Conclusion and Next Steps
Structuring a compliant and successful Security Token Offering requires integrating legal frameworks, technology, and market strategy into a cohesive operational model.
The post-ICO era demands that STOs move beyond the simple ERC-20 token standard. A compliant structure is built on a programmable security token standard like ERC-1400 or ERC-3643, which natively supports investor whitelisting, transfer restrictions, and dividend distributions. This technical foundation must be paired with a legal wrapper, typically a Special Purpose Vehicle (SPV) or a fund structure, which holds the underlying asset and issues the tokens representing ownership or profit-sharing rights. The smart contract becomes the enforceable, automated embodiment of the legal agreement.

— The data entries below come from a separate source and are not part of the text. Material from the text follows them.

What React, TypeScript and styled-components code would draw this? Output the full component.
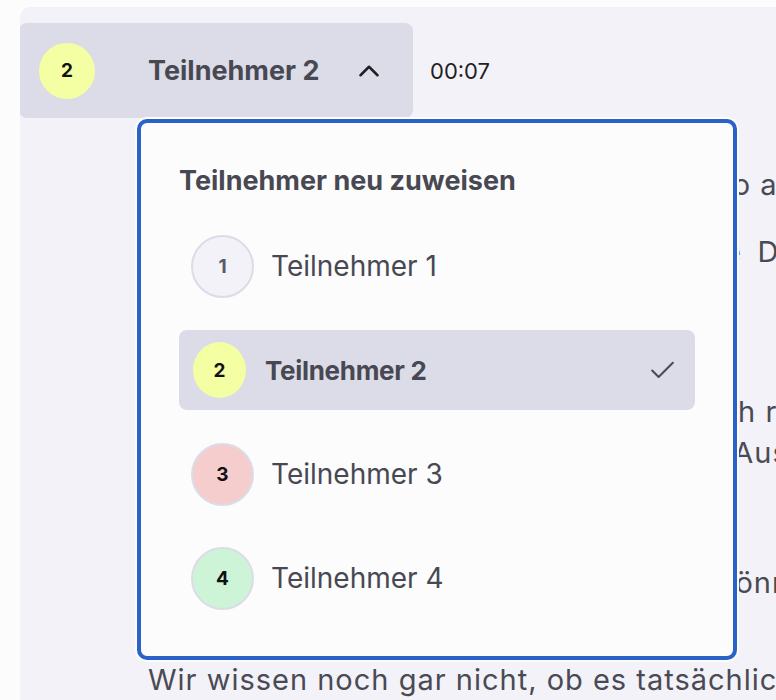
import React from "react";
import styled, { createGlobalStyle } from "styled-components";
import { ChevronUp, Check } from "lucide-react";

const GlobalStyle = createGlobalStyle`
  html, body {
    margin: 0;
    padding: 0;
    background: #fcfcfd;
    overflow: hidden;
  }
  body {
    font-family: Inter, "Noto Sans", sans-serif;
    color: #484852;
  }
`;

const Card = styled.main`
  margin: 7px 0 0 20px;
  min-height: 700px;
  background: #f3f2f8;
  border-radius: 10px 0 0 0;
  padding-top: 16px;
  overflow: hidden;
`;

const Segment = styled.section`
  position: relative;
`;

const HeaderRow = styled.div`
  display: flex;
  align-items: center;
  gap: 17px;
`;

const SpeakerButton = styled.button`
  all: unset;
  box-sizing: border-box;
  width: 394px;
  height: 95px;
  margin-left: -1px;
  padding: 0 36px 0 18px;
  display: flex;
  align-items: center;
  background: #dcdce8;
  border-radius: 8px;
  cursor: pointer;
`;

const Avatar = styled.span<{ $bg: string; $w: number; $h: number; $muted?: boolean }>`
  box-sizing: border-box;
  flex: none;
  width: ${(p) => p.$w}px;
  height: ${(p) => p.$h}px;
  border-radius: 50%;
  border: 2px solid #dcdce8;
  background: ${(p) => p.$bg};
  display: flex;
  align-items: center;
  justify-content: center;
  font-family: Inter, sans-serif;
  font-weight: 700;
  font-size: 19px;
  color: ${(p) => (p.$muted ? "#5a5a66" : "#111114")};
`;

const ButtonLabel = styled.span`
  margin-left: 51px;
  font-size: 27px;
  font-weight: 700;
  color: #484852;
  white-space: nowrap;
`;

const Chevron = styled.span`
  margin-left: auto;
  display: flex;
  color: #1f1f24;
  margin-right: -9px;
`;

const Time = styled.span`
  font-size: 22px;
  color: #1f1f24;
`;

const Transcript = styled.div`
  padding-left: 128px;
  width: 1200px;
  font-size: 29px;
  letter-spacing: 1px;
  line-height: 41px;
  color: #4a4a55;
`;

const Paragraph = styled.p<{ $top: number }>`
  margin: ${(p) => p.$top}px 0 0;
`;

const Line = styled.span`
  display: block;
  white-space: nowrap;
`;

const Panel = styled.div`
  position: absolute;
  top: 96px;
  left: 117px;
  width: 600px;
  box-sizing: border-box;
  padding: 43px 38px 38px;
  background: #fcfcfd;
  border: 4px solid #2a62c8;
  border-radius: 10px;
  box-shadow: 0 0 0 2px #fcfcfd;
  z-index: 2;
`;

const PanelTitle = styled.h2`
  margin: 0;
  font-size: 27px;
  line-height: 30px;
  font-weight: 700;
  color: #484852;
`;

const OptionList = styled.ul`
  list-style: none;
  margin: 30px 0 0;
  padding: 0;
  display: flex;
  flex-direction: column;
  gap: 24px;
`;

const Option = styled.li<{ $selected?: boolean }>`
  height: 80px;
  display: flex;
  align-items: center;
  gap: 17px;
  padding: 0 17px 0 12px;
  border-radius: 8px;
  background: ${(p) => (p.$selected ? "#dcdce8" : "transparent")};
  cursor: pointer;
`;

const OptionLabel = styled.span<{ $selected?: boolean }>`
  flex: 1;
  white-space: nowrap;
  font-size: ${(p) => (p.$selected ? "26px" : "28px")};
  font-weight: ${(p) => (p.$selected ? 700 : 400)};
  letter-spacing: ${(p) => (p.$selected ? "-0.3px" : "0")};
  color: #484852;
`;

const CheckMark = styled.span`
  display: flex;
  color: #4a4a55;
`;

const participants = [
  { id: 1, name: "Teilnehmer 1", color: "#f3f2f8", muted: true },
  { id: 2, name: "Teilnehmer 2", color: "#f4fea2" },
  { id: 3, name: "Teilnehmer 3", color: "#f5cdcc" },
  { id: 4, name: "Teilnehmer 4", color: "#cdf4d6" },
];

const paragraphs: { top: number; lines: string[] }[] = [
  { top: 46, lines: ["Ja, also ich denke, wir sollten das nun so angehen, wie wir es besprochen haben."] },
  { top: 26, lines: ["Ich glaube, dass wir erst einmal über die\u2009 Daten sprechen müssen,", "bevor wir weitermachen."] },
  {
    top: 78,
    lines: [
      "Aber ich bin mir nicht sicher, ob das auch reicht, was wir bisher haben.",
      "Wir bräuchten dafür einfach noch mehr Auswertungen und Zahlen.",
      "Das ist mein Eindruck.",
    ],
  },
  { top: 48, lines: ["Wir sollten das vorab klären, damit wir können, was wir wollen.", "Oder?"] },
  { top: 15, lines: ["Wir wissen noch gar nicht, ob es tatsächlich so kommen wird."] },
];

export default function App() {
  const selected = 2;
  return (
    <>
      <GlobalStyle />
      <Card>
        <Segment>
          <HeaderRow>
            <SpeakerButton type="button">
              <Avatar $bg="#f4fea2" $w={60} $h={60}>2</Avatar>
              <ButtonLabel>Teilnehmer 2</ButtonLabel>
              <Chevron>
                <ChevronUp size={34} strokeWidth={1.8} />
              </Chevron>
            </SpeakerButton>
            <Time>00:07</Time>
          </HeaderRow>
          <Transcript>
            {paragraphs.map((p, i) => (
              <Paragraph key={i} $top={p.top}>
                {p.lines.map((l, j) => (
                  <Line key={j}>{l}</Line>
                ))}
              </Paragraph>
            ))}
          </Transcript>
          <Panel>
            <PanelTitle>Teilnehmer neu zuweisen</PanelTitle>
            <OptionList>
              {participants.map((p) => {
                const isSel = p.id === selected;
                return (
                  <Option key={p.id} $selected={isSel}>
                    <Avatar $bg={p.color} $w={isSel ? 57 : 63} $h={isSel ? 60 : 63} $muted={p.muted}>
                      {p.id}
                    </Avatar>
                    <OptionLabel $selected={isSel}>{p.name}</OptionLabel>
                    {isSel && (
                      <CheckMark>
                        <Check size={31} strokeWidth={1.6} />
                      </CheckMark>
                    )}
                  </Option>
                );
              })}
            </OptionList>
          </Panel>
        </Segment>
      </Card>
    </>
  );
}
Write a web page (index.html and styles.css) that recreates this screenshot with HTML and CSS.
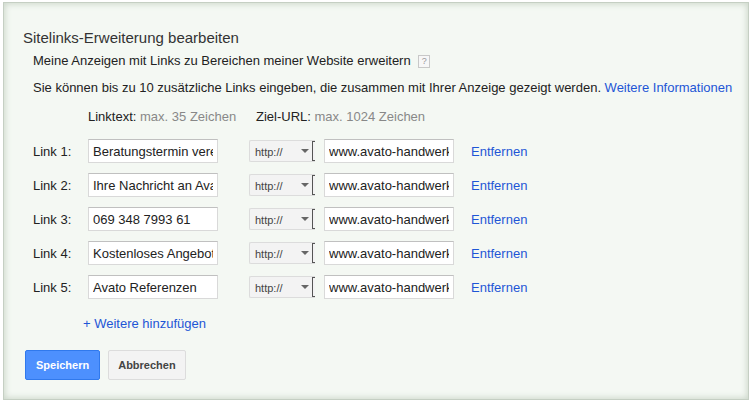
FILE: index.html
```html
<!DOCTYPE html>
<html lang="de">
<head>
    <meta charset="UTF-8">
    <title>Sitelinks-Erweiterung bearbeiten</title>
    <link rel="stylesheet" href="styles.css">
</head>
<body>
    <div class="panel">
        <h1>Sitelinks-Erweiterung bearbeiten</h1>
        <p class="intro">Meine Anzeigen mit Links zu Bereichen meiner Website erweitern <span class="help">?</span></p>
        <p class="intro">Sie können bis zu 10 zusätzliche Links eingeben, die zusammen mit Ihrer Anzeige gezeigt werden. <a href="#">Weitere Informationen</a></p>

        <div class="heads">
            <span class="head-text">Linktext: <em>max. 35 Zeichen</em></span>
            <span class="head-url">Ziel-URL: <em>max. 1024 Zeichen</em></span>
        </div>

        <div class="rows">
            <div class="row">
                <label>Link 1:</label>
                <input class="field" type="text" value="Beratungstermin vereinbaren">
                <div class="proto"><span>http://</span><i class="caret"></i></div>
                <input class="field" type="text" value="www.avato-handwerk.de">
                <a href="#">Entfernen</a>
            </div>
            <div class="row">
                <label>Link 2:</label>
                <input class="field" type="text" value="Ihre Nachricht an Avato">
                <div class="proto"><span>http://</span><i class="caret"></i></div>
                <input class="field" type="text" value="www.avato-handwerk.de">
                <a href="#">Entfernen</a>
            </div>
            <div class="row">
                <label>Link 3:</label>
                <input class="field" type="text" value="069 348 7993 61">
                <div class="proto"><span>http://</span><i class="caret"></i></div>
                <input class="field" type="text" value="www.avato-handwerk.de">
                <a href="#">Entfernen</a>
            </div>
            <div class="row">
                <label>Link 4:</label>
                <input class="field" type="text" value="Kostenloses Angebot">
                <div class="proto"><span>http://</span><i class="caret"></i></div>
                <input class="field" type="text" value="www.avato-handwerk.de">
                <a href="#">Entfernen</a>
            </div>
            <div class="row">
                <label>Link 5:</label>
                <input class="field" type="text" value="Avato Referenzen">
                <div class="proto"><span>http://</span><i class="caret"></i></div>
                <input class="field" type="text" value="www.avato-handwerk.de">
                <a href="#">Entfernen</a>
            </div>
        </div>

        <a class="add" href="#">+ Weitere hinzufügen</a>

        <div class="actions">
            <button class="btn primary">Speichern</button>
            <button class="btn">Abbrechen</button>
        </div>
    </div>
</body>
</html>
```

FILE: styles.css
```css
body {
    margin: 0;
    font-family: "Liberation Sans", Arial, sans-serif;
    font-size: 13px;
    color: #222;
    background: #fff;
}
a {
    color: #1e56d6;
    text-decoration: none;
}
.panel {
    box-sizing: border-box;
    width: 746px;
    height: 398px;
    margin: 2px 0 0 3px;
    padding: 26px 0 0 19px;
    background: #f4f8f3;
    border: 1px solid #c5cfc3;
    box-shadow: inset 0 0 6px 1px #cbd6c9;
}
h1 {
    margin: 0 0 6px;
    font-size: 15px;
    font-weight: normal;
    color: #333;
}
.intro {
    margin: 0 0 10px 10px;
    line-height: 17px;
}
.help {
    display: inline-block;
    width: 10px;
    height: 11px;
    margin-left: 4px;
    border: 1px solid #c8c8c8;
    background: #f7f7f7;
    color: #999;
    font-size: 9px;
    line-height: 11px;
    text-align: center;
    vertical-align: 1px;
}
.heads {
    display: flex;
    margin: 12px 0 0 65px;
    line-height: 17px;
}
.heads em {
    font-style: normal;
    color: #888;
}
.head-text {
    width: 168px;
}
.rows {
    margin-top: 9px;
}
.row {
    display: flex;
    align-items: center;
    height: 34px;
    margin-left: 10px;
}
.row label {
    width: 55px;
}
.field {
    box-sizing: border-box;
    width: 130px;
    height: 24px;
    padding: 0 4px;
    border: 1px solid #d9d9d9;
    border-top-color: #c0c0c0;
    background: #fff;
    font-family: inherit;
    font-size: 13px;
    color: #222;
}
.proto {
    display: flex;
    align-items: center;
    box-sizing: border-box;
    width: 66px;
    height: 22px;
    margin: 0 9px 0 31px;
    padding-left: 5px;
    border: 1px solid #dcdcdc;
    border-right: 0;
    border-radius: 2px 0 0 2px;
    background: #f3f3f3;
    font-size: 11px;
    color: #444;
}
.proto span {
    flex: 1;
    padding-top: 2px;
}
.proto::after {
    content: "";
    width: 2px;
    height: 18px;
    border: 1px solid #555;
    border-right: 0;
    margin-left: 3px;
}
.caret {
    width: 0;
    height: 0;
    border-left: 4px solid transparent;
    border-right: 4px solid transparent;
    border-top: 4px solid #666;
}
.row a {
    margin-left: 17px;
}
.add {
    display: inline-block;
    margin: 12px 0 0 60px;
}
.actions {
    display: flex;
    gap: 8px;
    margin: 19px 0 0 2px;
}
.btn {
    height: 30px;
    padding: 0 9px;
    border: 1px solid #dcdcdc;
    border-radius: 2px;
    background: #f3f3f3;
    font-family: inherit;
    font-size: 11px;
    font-weight: bold;
    color: #444;
}
.btn.primary {
    padding: 0 10px;
    border-color: #3079ed;
    background: #4d90fe;
    color: #fff;
}
```
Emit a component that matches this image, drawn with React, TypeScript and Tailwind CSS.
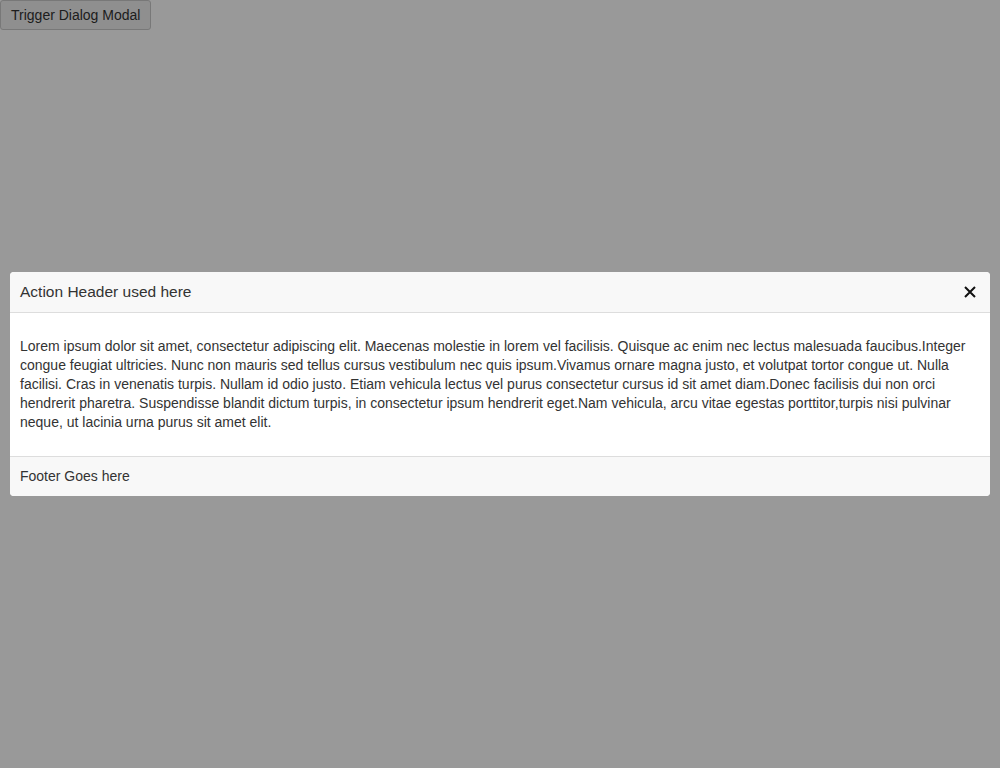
import React from "react";

export default function App() {
  return (
    <div className="relative min-h-[768px] w-full bg-white" style={{ fontFamily: '"Liberation Sans", Arial, sans-serif' }}>
      <button className="h-[30px] px-[10px] border border-[#c8c8c8] rounded-[3px] bg-[#efefef] text-[14px] text-[#333]" style={{ fontFamily: '"Liberation Sans", Arial, sans-serif' }}>
        Trigger Dialog Modal
      </button>
      <div className="absolute inset-0 bg-black/40 flex items-center justify-center px-[10px]">
        <div className="w-full bg-white rounded-[4px] overflow-hidden text-[#333]">
          <div className="h-[41px] flex items-center justify-between px-[10px] bg-[#f8f8f8] border-b border-[#dddddd]">
            <span className="text-[15.5px]">Action Header used here</span>
            <svg width="14" height="14" viewBox="0 0 14 14" className="mr-[3px]">
              <path d="M2 2 L12 12 M12 2 L2 12" stroke="#111" strokeWidth="2" />
            </svg>
          </div>
          <div className="px-[10px] py-[24px] text-[14px] leading-[19px]">
            Lorem ipsum dolor sit amet, consectetur adipiscing elit. Maecenas molestie in lorem vel facilisis. Quisque ac enim nec lectus malesuada faucibus.Integer congue feugiat ultricies. Nunc non mauris sed tellus cursus vestibulum nec quis ipsum.Vivamus ornare magna justo, et volutpat tortor congue ut. Nulla facilisi. Cras in venenatis turpis. Nullam id odio justo. Etiam vehicula lectus vel purus consectetur cursus id sit amet diam.Donec facilisis dui non orci hendrerit pharetra. Suspendisse blandit dictum turpis, in consectetur ipsum hendrerit eget.Nam vehicula, arcu vitae egestas porttitor,turpis nisi pulvinar neque, ut lacinia urna purus sit amet elit.
          </div>
          <div className="h-[40px] flex items-center px-[10px] bg-[#f8f8f8] border-t border-[#dddddd] text-[14px]">
            Footer Goes here
          </div>
        </div>
      </div>
    </div>
  );
}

Your immediate next steps should focus on assembling the core team: a securities lawyer versed in the target jurisdiction's regulations (e.g., Reg D/S in the U.S., Prospectus Regulation in the EU), a technology partner experienced with security token platforms like Polymath or Securitize, and a transfer agent or KYC/AML provider. Concurrently, draft the private placement memorandum (PPM) or offering memorandum, which details the investment thesis, risk factors, and terms of the token. This document is critical for both regulatory compliance and investor due diligence.
With the legal and technical blueprints in place, the focus shifts to execution. Develop and audit the smart contracts thoroughly, with an emphasis on the cap table management and transfer logic. Prepare the investor onboarding portal, integrating the chosen KYC/AML solution. Finally, plan your capital raise strategy: will you use a broker-dealer network, a registered platform, or a direct offering? Post-issuance, your responsibilities shift to investor relations, reporting, and managing corporate actions like dividends or voting through the tokenized infrastructure you've built.